The poems by Barbara Nickel and Mary Roth are personal, lyrical responses to single experiences in foreign cultures—of Barbara in the Netherlands Caribbean and of Mary in Nicaragua. Each one shows the expatriate meditating on a scene or person and connecting empathetically, in some way, with The Other. For Barbara, it is slaves in the New World. For Mary it is humble individuals and their sterling humanity.
The personal essay by John Liechty is the closest one gets in this issue to the rogue character and the picaresque narrative. He writes a gently satiric character sketch of his restless father, who is always on the go, even to the extent of not wanting to leave the car. The people his family encounter on their travels with Dad—the carnie, the lot attendant—are not hospitable saints, but tricksters.

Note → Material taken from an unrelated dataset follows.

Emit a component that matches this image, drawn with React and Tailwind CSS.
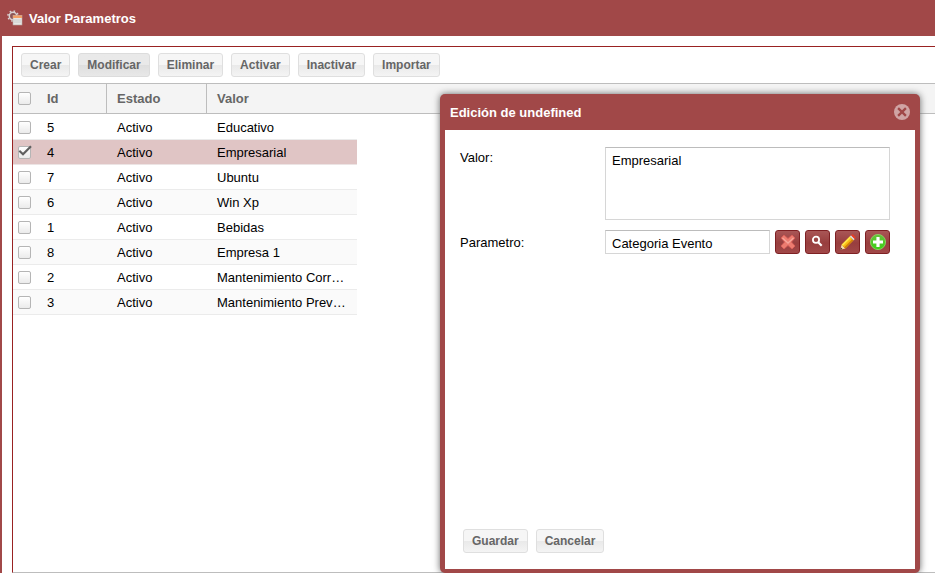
import React from 'react';

const ROWS = [
  { id: 5, estado: 'Activo', valor: 'Educativo' },
  { id: 4, estado: 'Activo', valor: 'Empresarial', selected: true },
  { id: 7, estado: 'Activo', valor: 'Ubuntu' },
  { id: 6, estado: 'Activo', valor: 'Win Xp' },
  { id: 1, estado: 'Activo', valor: 'Bebidas' },
  { id: 8, estado: 'Activo', valor: 'Empresa 1' },
  { id: 2, estado: 'Activo', valor: 'Mantenimiento Correctivo' },
  { id: 3, estado: 'Activo', valor: 'Mantenimiento Preventivo' },
];

const ACTIONS = ['Crear', 'Modificar', 'Eliminar', 'Activar', 'Inactivar', 'Importar'];

function GearWindowIcon() {
  return (
    <svg width="16" height="16" viewBox="0 0 16 16" aria-hidden="true">
      <circle cx="6" cy="6" r="3.7" fill="#8d5555" stroke="#d9d2d2" strokeWidth="1.5" />
      <circle cx="6" cy="6" r="5.1" fill="none" stroke="#d9d2d2" strokeWidth="1.5" strokeDasharray="1.6 2.4" />
      <rect x="6" y="5.5" width="9" height="9.5" fill="#e6e6e4" stroke="#b9a7a2" strokeWidth=".6" />
      <rect x="6" y="5.5" width="9" height="2.5" fill="#f3a268" />
      <path d="M7 10h7M7 12h7" stroke="#c4c4c4" strokeWidth=".8" />
    </svg>
  );
}

function CloseIcon() {
  return (
    <svg width="16" height="16" viewBox="0 0 16 16" aria-hidden="true">
      <circle cx="8" cy="8" r="8" fill="#d0a4a4" />
      <path d="M4.1 4.1l7.8 7.8M11.9 4.1l-7.8 7.8" stroke="#a04747" strokeWidth="2.3" />
    </svg>
  );
}

function DeleteIcon() {
  return (
    <svg width="16" height="16" viewBox="0 0 16 16" aria-hidden="true">
      <path
        d="M1 4L4 1l4 3.6L12 1l3 3-3.6 4 3.6 4-3 3-4-3.6L4 15l-3-3 3.6-4z"
        fill="#ec7c70"
        stroke="#d8605a"
        strokeWidth="1"
        strokeLinejoin="round"
      />
      <path d="M2.5 4L8 9l5.5-5" fill="none" stroke="#f5a69b" strokeWidth="1.4" />
    </svg>
  );
}

function SearchIcon() {
  return (
    <svg width="16" height="16" viewBox="0 0 16 16" aria-hidden="true">
      <circle cx="6" cy="5.8" r="3.1" fill="none" stroke="#fff" strokeWidth="1.8" />
      <path d="M8.2 8.2l3.5 3.5" stroke="#fff" strokeWidth="2.1" />
    </svg>
  );
}

function PencilIcon() {
  return (
    <svg width="16" height="16" viewBox="0 0 16 16" aria-hidden="true">
      <path d="M.3 15.7l1.3-5 3.7 3.7z" fill="#f7dfac" />
      <path d="M.3 15.7l.6-2.2 1.6 1.6z" fill="#3b2c20" />
      <path d="M1.6 10.7L9.8 2.5 13.5 6.2l-8.2 8.2z" fill="#f8bd14" />
      <path d="M1.6 10.7L9.8 2.5l1.2 1.2L2.8 11.9z" fill="#ffe74a" />
      <path d="M4.2 13.3l8.2-8.2 1.1 1.1-8.2 8.2z" fill="#cf7f0c" />
      <path d="M9.8 2.5l1.3-1.3 3.7 3.7-1.3 1.3z" fill="#d6d9dc" />
      <path d="M11.1 1.2l.5-.5q.9-.7 1.7 0l2 2q.7.8 0 1.7l-.5.5z" fill="#e93d25" />
    </svg>
  );
}

function AddIcon() {
  return (
    <svg width="16" height="16" viewBox="0 0 16 16" aria-hidden="true">
      <defs>
        <linearGradient id="addFill" x1="0" y1="0" x2="0" y2="1">
          <stop offset="0" stopColor="#67c13c" />
          <stop offset="1" stopColor="#3cd015" />
        </linearGradient>
      </defs>
      <circle cx="8" cy="8" r="7.6" fill="url(#addFill)" stroke="#8edc6c" strokeWidth=".8" />
      <path d="M6.4 3h3.2v3.4H13v3.2H9.6V13H6.4V9.6H3V6.4h3.4z" fill="#fff" />
    </svg>
  );
}

function TextButton({ children, active }) {
  return (
    <button
      type="button"
      className={
        'h-6 rounded-[3px] border px-2 pb-px text-[12px] leading-5 font-bold text-[#666] ' +
        (active
          ? 'border-[#dcdcdc] bg-linear-to-b from-[#e9e9e9] from-50% via-[#dedede] via-50% to-[#e8e8e8]'
          : 'border-[#dfdfdf] bg-linear-to-b from-[#f6f6f6] from-50% via-[#e9e9e9] via-50% to-[#f4f4f4]')
      }
    >
      {children}
    </button>
  );
}

function IconButton({ label, children }) {
  return (
    <button
      type="button"
      aria-label={label}
      className="flex h-6 w-[25px] shrink-0 items-center justify-center rounded-[3px] border border-[#7e2023] bg-linear-to-b from-[#a95656] from-0% via-[#983e3e] via-55% to-[#a14848]"
    >
      {children}
    </button>
  );
}

function Check({ label, checked }) {
  return (
    <label className="relative ml-[5px] block size-[13px]">
      <input
        type="checkbox"
        aria-label={label}
        defaultChecked={checked}
        className="peer block size-[13px] appearance-none rounded-[2px] border border-[#b5b5b5] bg-linear-to-b from-white to-[#ebebeb]"
      />
      <svg
        className="pointer-events-none absolute -top-px left-0 hidden peer-checked:block"
        width="14"
        height="13"
        viewBox="0 0 14 13"
        aria-hidden="true"
      >
        <path d="M1.3 5.8L5 9.3 13 1.2" fill="none" stroke="#606060" strokeWidth="2.2" />
      </svg>
    </label>
  );
}

function ParameterTable() {
  return (
    <table className="w-full table-fixed border-collapse text-left">
      <colgroup>
        <col className="w-6" />
        <col className="w-[70px]" />
        <col className="w-[100px]" />
        <col className="w-[150px]" />
        <col />
      </colgroup>
      <thead className="bg-[#f4f4f4] text-[#666] shadow-[inset_0_1px_#bdbdbd,inset_0_-1px_#bdbdbd]">
        <tr className="h-[31px]">
          <th className="p-0"><Check label="Seleccionar todo" /></th>
          <th className="py-0 pr-0 pl-[10px] shadow-[inset_-1px_0_#bdbdbd]">Id</th>
          <th className="py-0 pr-0 pl-[10px] shadow-[inset_-1px_0_#bdbdbd]">Estado</th>
          <th className="py-0 pr-0 pl-[10px]">Valor</th>
          <td />
        </tr>
      </thead>
      <tbody className="before:block before:h-px before:content-['']">
        {ROWS.map((row, i) => {
          const tone = row.selected
            ? 'bg-[#e0c5c5] shadow-[inset_0_-1px_#ece4e4]'
            : i % 2
              ? 'bg-[#fafafa] shadow-[inset_0_-1px_#ebebeb]'
              : 'bg-white shadow-[inset_0_-1px_#ebebeb]';
          return (
            <tr key={row.id} className="h-[25px]">
              <td className={'p-0 ' + tone}>
                <Check label={'Seleccionar ' + row.valor} checked={row.selected} />
              </td>
              <td className={'py-0 pr-0 pl-[10px] ' + tone}>{row.id}</td>
              <td className={'py-0 pr-0 pl-[10px] ' + tone}>{row.estado}</td>
              <td className={'truncate py-0 pr-[10px] pl-[10px] ' + tone}>{row.valor}</td>
              <td />
            </tr>
          );
        })}
      </tbody>
    </table>
  );
}

function EditDialog() {
  return (
    <section
      role="dialog"
      aria-labelledby="dialog-title"
      className="absolute top-[94px] bottom-0 left-[438px] flex w-[480px] flex-col rounded-[5px] bg-[#a14848] px-[5px] pb-1 shadow-[0_0_7px_#666]"
    >
      <header className="flex h-9 shrink-0 items-center justify-between pr-[5px] pl-[5px] text-white">
        <h2 id="dialog-title" className="pt-px font-bold">Edición de undefined</h2>
        <button type="button" aria-label="Cerrar"><CloseIcon /></button>
      </header>
      <form className="flex flex-1 flex-col bg-white pt-[17px] pr-[25px] pb-4 pl-[15px]">
        <div className="flex items-start">
          <label htmlFor="valor" className="w-[145px] shrink-0 pt-[3px]">Valor:</label>
          <textarea
            id="valor"
            defaultValue="Empresarial"
            className="block h-[73px] min-w-0 flex-1 resize-none border border-[#d6d6d6] border-t-[#bcbcbc] px-[6px] py-[5px] outline-none"
          />
        </div>
        <div className="mt-[10px] flex items-center">
          <label htmlFor="parametro" className="w-[145px] shrink-0 pt-px">Parametro:</label>
          <div className="flex min-w-0 flex-1 gap-[5px]">
            <input
              id="parametro"
              type="text"
              defaultValue="Categoria Evento"
              className="h-6 min-w-0 flex-1 border border-[#d6d6d6] border-t-[#bcbcbc] px-[6px] pt-[2px] outline-none"
            />
            <IconButton label="Quitar"><DeleteIcon /></IconButton>
            <IconButton label="Buscar"><SearchIcon /></IconButton>
            <IconButton label="Editar"><PencilIcon /></IconButton>
            <IconButton label="Agregar"><AddIcon /></IconButton>
          </div>
        </div>
        <footer className="mt-auto flex gap-2 pl-[3px]">
          <TextButton>Guardar</TextButton>
          <TextButton>Cancelar</TextButton>
        </footer>
      </form>
    </section>
  );
}

export default function App() {
  return (
    <main className="relative flex min-h-screen flex-col overflow-hidden border-l-2 border-[#a14848] bg-white font-['Liberation_Sans',Arial,sans-serif] text-[13px] leading-4 text-black">
      <header className="flex h-9 items-center gap-[6px] bg-[#a14848] pl-[5px] text-white">
        <GearWindowIcon />
        <h1 className="pt-px font-bold">Valor Parametros</h1>
      </header>
      <div className="mt-[10px] ml-[10px] flex flex-1 flex-col border-t border-b border-l border-[#992222] border-b-[#bdbdbd]">
        <div className="flex gap-2 px-2 py-[6px]">
          {ACTIONS.map((name) => (
            <TextButton key={name} active={name === 'Modificar'}>{name}</TextButton>
          ))}
        </div>
        <ParameterTable />
      </div>
      <EditDialog />
    </main>
  );
}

All of the contributions to this issue are memoirs or personal essays, although any genre was welcomed. The lack of fiction led me to notice the general lack of travel fiction in recent Mennonite literature. (Of course, the creative nonfiction in this issue might very well contain fictions, since travelers in classic literature are suspected of stretching the truth.)
As Rob Zacharias points out in his new book, Rewriting the Break Event (U. Manitoba 2013), the migration of Mennonite communities from Ukraine/Russia to the New World is perhaps the archetypal narrative for Russian Mennonite literature in Canada. Yet, the fiction he cites does not emphasize travel as such. Rudy Wiebe’s The Blue Mountains of China (McClellan/Stewart 1970) and Sweeter than All the World (Knopf 2001) perhaps come the closest to doing so, the former in its varied settings between Ukraine and the New World and the latter in Adam Peter Wiebe’s worldwide quest. In being set in Southeast Asia, novels by David Bergen and David Waltner-Toews also contribute to this kind of literature.
The most travel-oriented fiction might be Dallas Wiebe’s fictionalizing of Klaus Epp and The Great Trek of Mennonites into Central Asia, in his novel Our Asian Journey (MLR 1997). Is Klaus a saintly pilgrim on his way to meet Jesus? Or is he a rogue who manipulates his unfortunate travelers to his own selfish ends? Pilgrimage or Picaresque? Another travel novel by a Mennonite writer is The Flying Troutmans by Miriam Toews, definitely picaresque.
In Menno Simons himself we find justification for developing the Mennonite picaresque. Remember, in the best known story/legend about him, he is a traveler (in a stagecoach) and a rogue/trickster (via the “Mennonite lie”) when police stop the coach and ask if Menno is inside. Sitting on the outside, he says, no, Menno is not in the coach, and by that trick saves his life. We need a Mennonite “on the road,” perhaps titled Mennonite-Your-Way and starring a Yasch Siemens hero.
In time, perhaps Mennonite memoirs and personal essays will blossom into travel fiction. Meanwhile, we can embrace the motto of Patriarch Abraham and Anna Dintaman: “Go” or “You go” or “Go to yourself.” And then write!